### [WHAT YOU SHOULD DO]
Find every line of the listing below where "table" appears, and copy it.

### [DATA LINES]
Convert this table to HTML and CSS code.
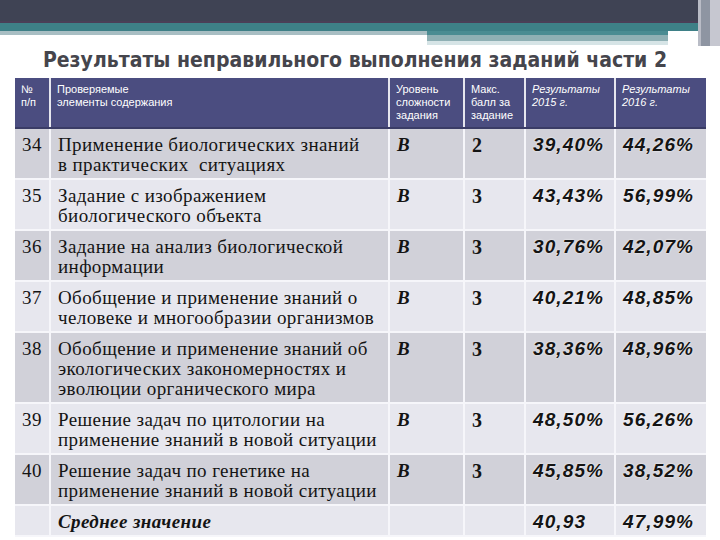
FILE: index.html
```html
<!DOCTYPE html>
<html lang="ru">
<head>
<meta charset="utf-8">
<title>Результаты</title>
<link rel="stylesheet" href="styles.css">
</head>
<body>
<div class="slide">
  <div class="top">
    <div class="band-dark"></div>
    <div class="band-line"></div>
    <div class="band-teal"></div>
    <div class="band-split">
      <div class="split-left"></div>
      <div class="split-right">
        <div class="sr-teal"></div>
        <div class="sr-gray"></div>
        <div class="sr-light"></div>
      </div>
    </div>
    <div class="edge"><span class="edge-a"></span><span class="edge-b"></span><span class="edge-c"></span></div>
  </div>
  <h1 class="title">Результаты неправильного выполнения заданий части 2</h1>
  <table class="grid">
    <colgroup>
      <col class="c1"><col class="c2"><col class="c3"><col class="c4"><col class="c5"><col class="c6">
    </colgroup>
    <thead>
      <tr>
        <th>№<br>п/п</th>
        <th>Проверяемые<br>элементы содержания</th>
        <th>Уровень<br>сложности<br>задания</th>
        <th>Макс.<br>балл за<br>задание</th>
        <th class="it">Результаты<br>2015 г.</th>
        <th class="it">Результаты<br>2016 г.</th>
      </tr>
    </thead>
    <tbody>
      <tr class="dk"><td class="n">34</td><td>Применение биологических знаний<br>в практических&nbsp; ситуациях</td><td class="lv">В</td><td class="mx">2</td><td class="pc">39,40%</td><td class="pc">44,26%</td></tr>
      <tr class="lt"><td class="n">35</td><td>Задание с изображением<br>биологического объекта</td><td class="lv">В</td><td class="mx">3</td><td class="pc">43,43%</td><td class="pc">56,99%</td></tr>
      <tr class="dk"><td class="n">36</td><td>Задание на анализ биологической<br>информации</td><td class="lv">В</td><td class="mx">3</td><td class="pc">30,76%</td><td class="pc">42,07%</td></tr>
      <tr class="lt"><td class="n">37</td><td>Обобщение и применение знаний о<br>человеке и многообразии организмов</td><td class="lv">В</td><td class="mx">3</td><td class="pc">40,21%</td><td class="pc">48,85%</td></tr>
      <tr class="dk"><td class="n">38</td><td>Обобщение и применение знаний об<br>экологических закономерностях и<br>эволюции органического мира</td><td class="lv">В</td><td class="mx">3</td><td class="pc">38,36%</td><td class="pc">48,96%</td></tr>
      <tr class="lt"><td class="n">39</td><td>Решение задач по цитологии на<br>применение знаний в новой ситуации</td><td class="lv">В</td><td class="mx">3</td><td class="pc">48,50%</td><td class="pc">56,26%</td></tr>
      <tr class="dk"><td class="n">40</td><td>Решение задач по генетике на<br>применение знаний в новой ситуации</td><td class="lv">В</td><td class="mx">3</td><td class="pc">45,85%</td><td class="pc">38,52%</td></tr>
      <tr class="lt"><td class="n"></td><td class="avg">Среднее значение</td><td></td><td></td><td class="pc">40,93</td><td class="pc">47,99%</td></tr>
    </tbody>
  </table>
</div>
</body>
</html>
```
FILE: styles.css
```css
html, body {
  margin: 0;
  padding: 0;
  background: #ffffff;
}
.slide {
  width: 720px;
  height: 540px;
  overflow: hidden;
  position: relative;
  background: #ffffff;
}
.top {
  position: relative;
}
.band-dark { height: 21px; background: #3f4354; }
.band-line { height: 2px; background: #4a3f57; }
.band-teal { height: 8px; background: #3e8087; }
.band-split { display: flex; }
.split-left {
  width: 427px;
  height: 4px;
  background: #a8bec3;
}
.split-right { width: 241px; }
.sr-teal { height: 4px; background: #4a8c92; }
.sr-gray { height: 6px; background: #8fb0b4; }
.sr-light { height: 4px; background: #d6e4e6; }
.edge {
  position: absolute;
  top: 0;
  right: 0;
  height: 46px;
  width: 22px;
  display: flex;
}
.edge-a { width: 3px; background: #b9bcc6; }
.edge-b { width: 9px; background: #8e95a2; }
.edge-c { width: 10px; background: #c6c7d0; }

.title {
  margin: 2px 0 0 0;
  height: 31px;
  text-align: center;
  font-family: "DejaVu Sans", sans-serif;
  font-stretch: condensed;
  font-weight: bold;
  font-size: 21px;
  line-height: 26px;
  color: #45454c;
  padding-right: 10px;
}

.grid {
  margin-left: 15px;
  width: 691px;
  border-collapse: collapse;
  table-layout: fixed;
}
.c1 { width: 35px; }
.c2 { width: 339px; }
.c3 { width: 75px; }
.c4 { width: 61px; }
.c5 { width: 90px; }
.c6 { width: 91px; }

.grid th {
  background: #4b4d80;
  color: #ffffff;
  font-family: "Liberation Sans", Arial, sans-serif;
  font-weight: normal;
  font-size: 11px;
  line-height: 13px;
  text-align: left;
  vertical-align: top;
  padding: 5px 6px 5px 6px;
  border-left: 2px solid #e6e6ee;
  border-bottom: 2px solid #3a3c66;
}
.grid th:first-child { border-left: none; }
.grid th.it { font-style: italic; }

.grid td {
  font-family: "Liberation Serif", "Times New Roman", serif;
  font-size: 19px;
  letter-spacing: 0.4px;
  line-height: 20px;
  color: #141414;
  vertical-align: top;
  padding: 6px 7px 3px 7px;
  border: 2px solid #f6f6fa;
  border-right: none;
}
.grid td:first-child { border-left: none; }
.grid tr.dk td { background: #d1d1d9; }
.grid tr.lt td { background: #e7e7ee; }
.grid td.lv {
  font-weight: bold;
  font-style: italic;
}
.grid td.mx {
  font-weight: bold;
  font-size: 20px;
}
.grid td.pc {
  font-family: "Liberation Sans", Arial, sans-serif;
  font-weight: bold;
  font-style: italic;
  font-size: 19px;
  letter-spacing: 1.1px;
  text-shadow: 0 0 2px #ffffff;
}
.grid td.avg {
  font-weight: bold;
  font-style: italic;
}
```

### [TASK OUTPUT]
Convert this table to HTML and CSS code.
  <table class="grid">
  </table>
  table-layout: fixed;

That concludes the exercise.